Her protest echoed the position of the Jewish Community of the Republic of North Macedonia, a nonprofit that represents Macedonian Jewry’s interests. Last year, it accused Bulgaria of “deliberately whitewashing its dark history and thus distorting the truth about the Holocaust.”

But Mizrhai’s speech was the first time that this accusation was discussed in such a way in North Macedonia’s parliament, according to Sasha Uzunov, an Australia-based journalist and an expert on Macedonian politics. And it has made Mizrahi “a very visible politician,” he said.
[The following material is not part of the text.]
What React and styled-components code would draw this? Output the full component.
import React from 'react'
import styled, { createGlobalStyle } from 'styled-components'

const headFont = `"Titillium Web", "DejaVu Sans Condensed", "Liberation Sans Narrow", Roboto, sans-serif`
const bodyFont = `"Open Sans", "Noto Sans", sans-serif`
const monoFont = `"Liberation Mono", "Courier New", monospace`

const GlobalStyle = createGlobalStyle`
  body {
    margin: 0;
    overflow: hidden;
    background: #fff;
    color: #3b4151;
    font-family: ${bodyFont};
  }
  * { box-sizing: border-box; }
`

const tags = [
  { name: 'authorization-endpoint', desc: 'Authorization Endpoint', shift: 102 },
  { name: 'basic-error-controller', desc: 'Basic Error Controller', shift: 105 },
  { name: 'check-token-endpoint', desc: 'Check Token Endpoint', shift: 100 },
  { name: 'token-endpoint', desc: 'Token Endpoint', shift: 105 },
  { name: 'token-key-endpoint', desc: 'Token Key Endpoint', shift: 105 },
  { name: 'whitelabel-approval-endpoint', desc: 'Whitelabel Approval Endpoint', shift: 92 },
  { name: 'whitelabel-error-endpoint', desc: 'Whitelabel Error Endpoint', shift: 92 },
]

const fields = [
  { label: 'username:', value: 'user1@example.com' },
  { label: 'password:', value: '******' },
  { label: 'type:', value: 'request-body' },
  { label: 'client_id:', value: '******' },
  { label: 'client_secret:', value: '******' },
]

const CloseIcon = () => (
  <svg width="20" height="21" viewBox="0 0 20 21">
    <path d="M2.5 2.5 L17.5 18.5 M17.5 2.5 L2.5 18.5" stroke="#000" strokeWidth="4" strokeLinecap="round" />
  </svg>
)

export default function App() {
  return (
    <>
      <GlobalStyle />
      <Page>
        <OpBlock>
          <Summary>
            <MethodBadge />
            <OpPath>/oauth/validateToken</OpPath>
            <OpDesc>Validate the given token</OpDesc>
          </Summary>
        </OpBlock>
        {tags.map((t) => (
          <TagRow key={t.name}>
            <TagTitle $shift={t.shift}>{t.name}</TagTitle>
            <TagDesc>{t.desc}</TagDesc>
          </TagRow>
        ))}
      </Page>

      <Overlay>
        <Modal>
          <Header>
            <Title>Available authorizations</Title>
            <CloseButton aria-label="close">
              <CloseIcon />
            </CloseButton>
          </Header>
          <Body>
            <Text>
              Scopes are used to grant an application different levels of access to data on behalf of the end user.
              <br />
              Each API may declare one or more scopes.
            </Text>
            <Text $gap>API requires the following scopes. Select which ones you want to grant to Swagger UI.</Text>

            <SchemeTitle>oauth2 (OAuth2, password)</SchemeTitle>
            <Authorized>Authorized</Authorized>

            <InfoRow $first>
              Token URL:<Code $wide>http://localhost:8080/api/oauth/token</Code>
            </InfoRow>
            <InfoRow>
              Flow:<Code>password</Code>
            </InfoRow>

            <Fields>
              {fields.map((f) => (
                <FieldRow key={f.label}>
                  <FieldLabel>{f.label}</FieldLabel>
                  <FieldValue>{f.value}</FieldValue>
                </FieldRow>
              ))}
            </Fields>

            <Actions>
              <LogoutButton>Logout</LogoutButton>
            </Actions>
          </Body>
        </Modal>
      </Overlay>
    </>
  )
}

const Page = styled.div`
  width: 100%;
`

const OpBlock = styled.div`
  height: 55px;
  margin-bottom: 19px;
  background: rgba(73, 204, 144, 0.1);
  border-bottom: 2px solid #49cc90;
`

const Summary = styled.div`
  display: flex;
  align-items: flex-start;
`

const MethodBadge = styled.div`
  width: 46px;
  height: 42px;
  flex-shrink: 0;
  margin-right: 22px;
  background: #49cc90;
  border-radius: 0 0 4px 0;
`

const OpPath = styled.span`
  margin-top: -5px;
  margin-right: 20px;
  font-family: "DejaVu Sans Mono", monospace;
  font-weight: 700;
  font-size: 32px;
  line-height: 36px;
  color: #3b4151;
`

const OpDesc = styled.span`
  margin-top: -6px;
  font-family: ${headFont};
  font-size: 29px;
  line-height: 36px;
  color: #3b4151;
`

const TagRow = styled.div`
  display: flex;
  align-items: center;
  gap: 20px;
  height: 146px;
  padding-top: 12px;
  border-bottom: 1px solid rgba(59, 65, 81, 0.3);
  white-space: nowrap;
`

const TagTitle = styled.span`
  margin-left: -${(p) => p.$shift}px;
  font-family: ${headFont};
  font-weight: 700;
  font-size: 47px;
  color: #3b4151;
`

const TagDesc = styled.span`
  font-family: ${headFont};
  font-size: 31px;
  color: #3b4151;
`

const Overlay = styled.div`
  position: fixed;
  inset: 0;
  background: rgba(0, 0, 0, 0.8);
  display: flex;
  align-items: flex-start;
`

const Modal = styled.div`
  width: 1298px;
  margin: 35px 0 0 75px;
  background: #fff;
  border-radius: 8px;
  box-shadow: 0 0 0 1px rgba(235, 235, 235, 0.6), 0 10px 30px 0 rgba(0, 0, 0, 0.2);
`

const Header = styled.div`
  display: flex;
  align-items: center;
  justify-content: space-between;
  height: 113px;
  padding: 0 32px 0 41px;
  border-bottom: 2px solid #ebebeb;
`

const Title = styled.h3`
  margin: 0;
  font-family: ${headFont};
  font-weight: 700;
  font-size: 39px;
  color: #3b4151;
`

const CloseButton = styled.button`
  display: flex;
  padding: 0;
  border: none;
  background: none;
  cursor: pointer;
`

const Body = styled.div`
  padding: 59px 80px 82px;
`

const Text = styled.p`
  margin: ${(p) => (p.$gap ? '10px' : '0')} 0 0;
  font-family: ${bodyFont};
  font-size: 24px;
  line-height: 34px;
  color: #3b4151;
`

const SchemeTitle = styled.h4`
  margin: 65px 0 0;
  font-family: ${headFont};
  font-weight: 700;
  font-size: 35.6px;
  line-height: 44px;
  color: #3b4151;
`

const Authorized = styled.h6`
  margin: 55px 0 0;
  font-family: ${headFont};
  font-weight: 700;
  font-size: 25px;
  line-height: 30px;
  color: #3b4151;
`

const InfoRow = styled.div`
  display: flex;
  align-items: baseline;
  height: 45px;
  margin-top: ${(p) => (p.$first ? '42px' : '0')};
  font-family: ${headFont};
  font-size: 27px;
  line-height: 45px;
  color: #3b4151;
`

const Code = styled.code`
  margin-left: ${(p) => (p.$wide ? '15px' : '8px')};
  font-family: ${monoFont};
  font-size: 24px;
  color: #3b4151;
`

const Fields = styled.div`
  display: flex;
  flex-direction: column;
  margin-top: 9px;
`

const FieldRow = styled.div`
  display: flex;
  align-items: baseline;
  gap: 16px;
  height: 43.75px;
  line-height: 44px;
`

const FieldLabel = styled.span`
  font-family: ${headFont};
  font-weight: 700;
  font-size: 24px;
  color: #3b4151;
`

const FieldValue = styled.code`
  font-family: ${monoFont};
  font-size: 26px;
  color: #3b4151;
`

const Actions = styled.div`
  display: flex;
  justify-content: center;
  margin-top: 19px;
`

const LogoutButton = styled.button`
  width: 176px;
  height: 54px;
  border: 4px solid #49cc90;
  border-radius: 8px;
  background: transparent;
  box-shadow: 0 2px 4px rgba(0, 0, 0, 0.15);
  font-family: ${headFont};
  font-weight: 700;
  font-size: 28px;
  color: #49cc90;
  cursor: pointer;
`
Both that speech and her push against the name change have turned Mizrahi “in a way into a hero” for many people in North Macedonia, Susha added. She is also speaking for many Bulgarian Jews, said Lyna Degen, a Bulgaria-born Dutch-Jewish psychologist who has written extensively about the Holocaust in her native country.

“The danger in Macedonia, as I see it, is that the leader of the country is willing to revise the history of the Holocaust in order to please Bulgaria, whose support they need in order to become a member of the EU,” Degen said.

“It is very unusual that a Jewish politician raises awareness for the atrocities perpetrated by Bulgarian troops,” Degen added. “I don’t know of any other politician doing this” besides Mizrahi.